Tourist homes are defined in the zoning ordinance as a “single-family dwelling rented or leased for short-term accommodations for terms of no less than two nights nor more than six months. Such properties are typically single-family homes that vacationers can rent and occupy as if it were their own home for the duration of their stay. Such homes must still conform to occupancy requirements and regulations for the district in which they are located. For the purpose of these provisions, holiday cottages, holiday homes or vacation properties shall be considered a tourist home.”

Two other residential zones – reserved residential (RR) and high-residential (R3) – contain language that specifically provides for tourist homes on appeal. R3 zoning specifically outlines that a rooming, tourist or boarding home may not exceed 75 percent of the home.

Low-residential and medium-residential (R2) zoning contains no specific guideline for the permission of a tourist home.

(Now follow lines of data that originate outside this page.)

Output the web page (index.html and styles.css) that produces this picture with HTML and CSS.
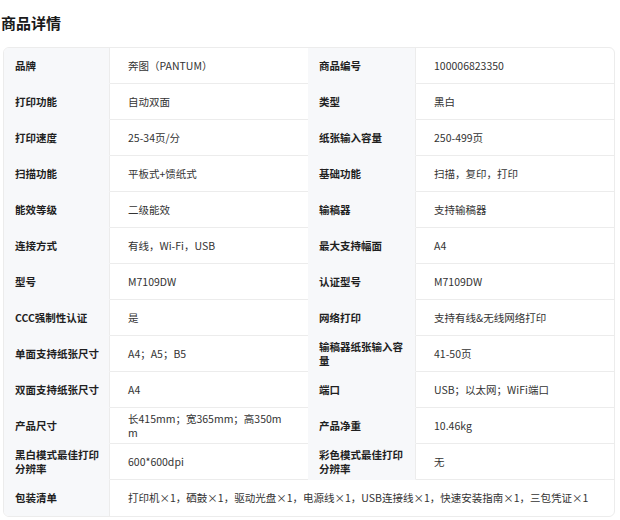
FILE: index.html
```html
<!DOCTYPE html>
<html lang="zh-CN">
<head>
<meta charset="utf-8">
<title>商品详情</title>
<link rel="stylesheet" href="styles.css">
</head>
<body>
<h2 class="title">商品详情</h2>
<div class="card">
  <div class="lb">品牌</div><div class="val">奔图（PANTUM）</div><div class="lb">商品编号</div><div class="val">100006823350</div>
  <div class="lb">打印功能</div><div class="val">自动双面</div><div class="lb">类型</div><div class="val">黑白</div>
  <div class="lb">打印速度</div><div class="val">25-34页/分</div><div class="lb">纸张输入容量</div><div class="val">250-499页</div>
  <div class="lb">扫描功能</div><div class="val">平板式+馈纸式</div><div class="lb">基础功能</div><div class="val">扫描，复印，打印</div>
  <div class="lb">能效等级</div><div class="val">二级能效</div><div class="lb">输稿器</div><div class="val">支持输稿器</div>
  <div class="lb">连接方式</div><div class="val">有线，Wi-Fi，USB</div><div class="lb">最大支持幅面</div><div class="val">A4</div>
  <div class="lb">型号</div><div class="val">M7109DW</div><div class="lb">认证型号</div><div class="val">M7109DW</div>
  <div class="lb">CCC强制性认证</div><div class="val">是</div><div class="lb">网络打印</div><div class="val">支持有线&amp;无线网络打印</div>
  <div class="lb">单面支持纸张尺寸</div><div class="val">A4；A5；B5</div><div class="lb">输稿器纸张输入容量</div><div class="val">41-50页</div>
  <div class="lb">双面支持纸张尺寸</div><div class="val">A4</div><div class="lb">端口</div><div class="val">USB；以太网；WiFi端口</div>
  <div class="lb">产品尺寸</div><div class="val">长415mm；宽365mm；高350mm</div><div class="lb">产品净重</div><div class="val">10.46kg</div>
  <div class="lb">黑白模式最佳打印分辨率</div><div class="val">600*600dpi</div><div class="lb">彩色模式最佳打印分辨率</div><div class="val">无</div>
  <div class="lb last">包装清单</div><div class="val wide last">打印机×1，硒鼓×1，驱动光盘×1，电源线×1，USB连接线×1，快速安装指南×1，三包凭证×1</div>
</div>
</body>
</html>
```
FILE: styles.css
```css
html, body {
  margin: 0;
  padding: 0;
  background: #ffffff;
}
body {
  width: 620px;
  padding: 0 0 0 1px;
  font-family: "Noto Sans CJK SC", "Microsoft YaHei", sans-serif;
  color: #333333;
}
.title {
  margin: 0;
  padding-top: 13px;
  font-size: 15px;
  line-height: 20px;
  font-weight: 700;
  color: #1a1a1a;
  margin-bottom: 14px;
}
.card {
  margin-left: 2px;
  width: 610px;
  border: 1px solid #ececec;
  border-radius: 6px;
  overflow: hidden;
  display: grid;
  grid-template-columns: 106px 198px 108px 1fr;
  grid-auto-rows: 36px;
  font-size: 10.5px;
}
.lb {
  background: #f7f8fa;
  border-right: 1px solid #ececec;
  border-bottom: 1px solid #f7f8fa;
  padding: 0 8px 0 11px;
  display: flex;
  align-items: center;
  font-weight: 700;
  color: #1f1f1f;
  line-height: 13.5px;
}
.val {
  border-bottom: 1px solid #ececec;
  padding: 0 24px 0 18px;
  display: flex;
  align-items: center;
  line-height: 13.5px;
  word-break: break-all;
  color: #333333;
}
.wide {
  grid-column: 2 / 5;
  padding-right: 18px;
}
.last {
  border-bottom: none;
}
```
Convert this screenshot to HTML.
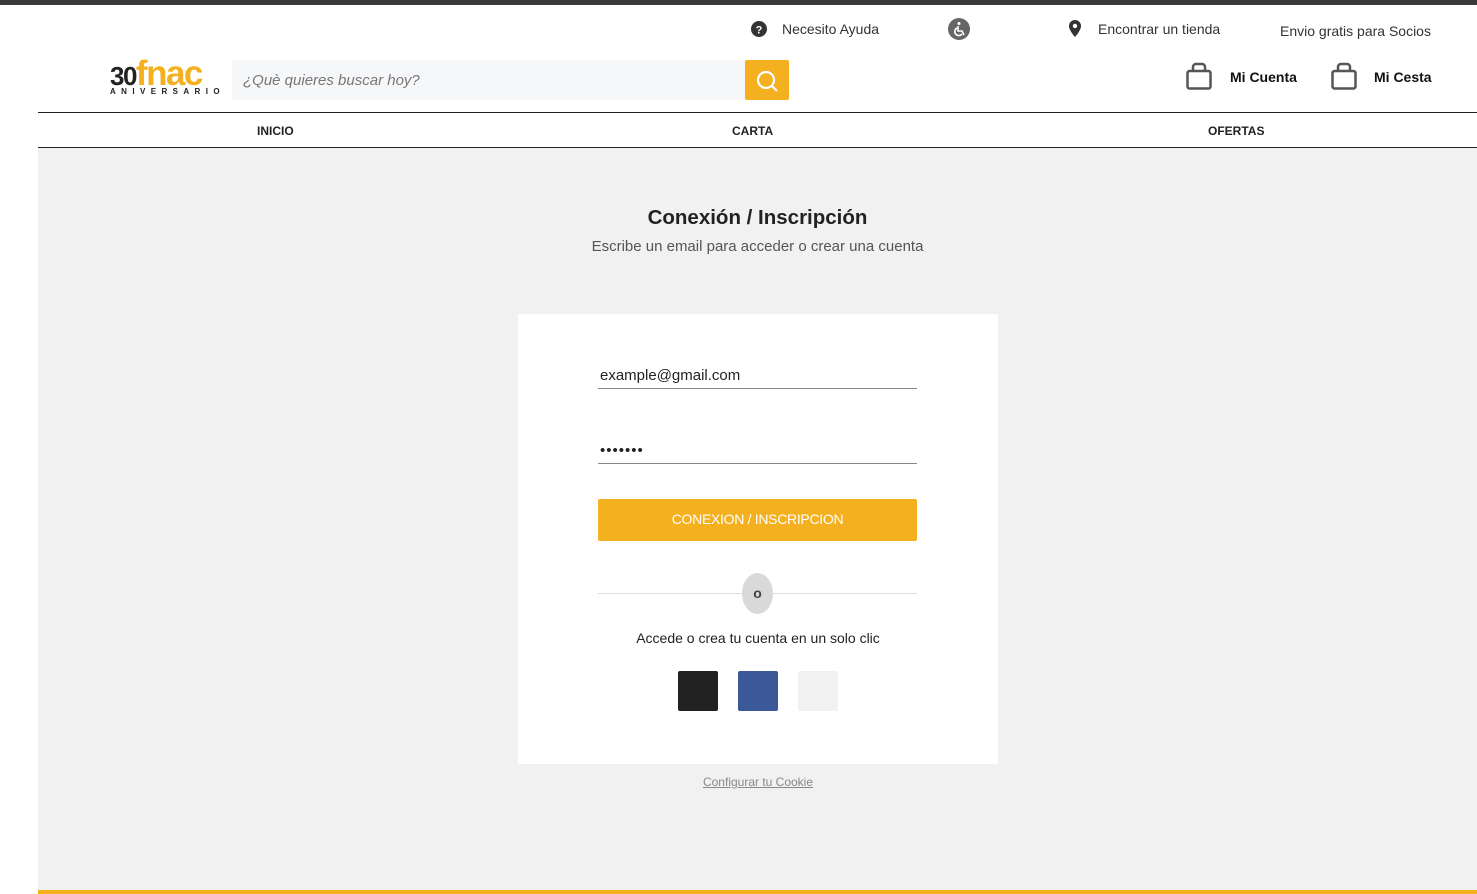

Although the residential zone is not crafted to allow this type of business, West said he was respectful of the neighborhood when selecting whom to rent the house to.

“Unlike a normal rental or hotel, I can be fully selective on who I choose to host,” West said. “I get to go read their reviews and information about them before I make a decision. It is my home, it’s where my kids and I live; I want the house to be taken care of just like it is when I’m there. And every person that I’ve had has done that; everyone has left it just as clean as it was when they came in.”

West will bring his request before the board at its 4 p.m. meeting Thursday, September 20 in the City Council Chambers at Troy City Hall. The meeting will serve as a public hearing on the request, as well as other requests made to the board at that time.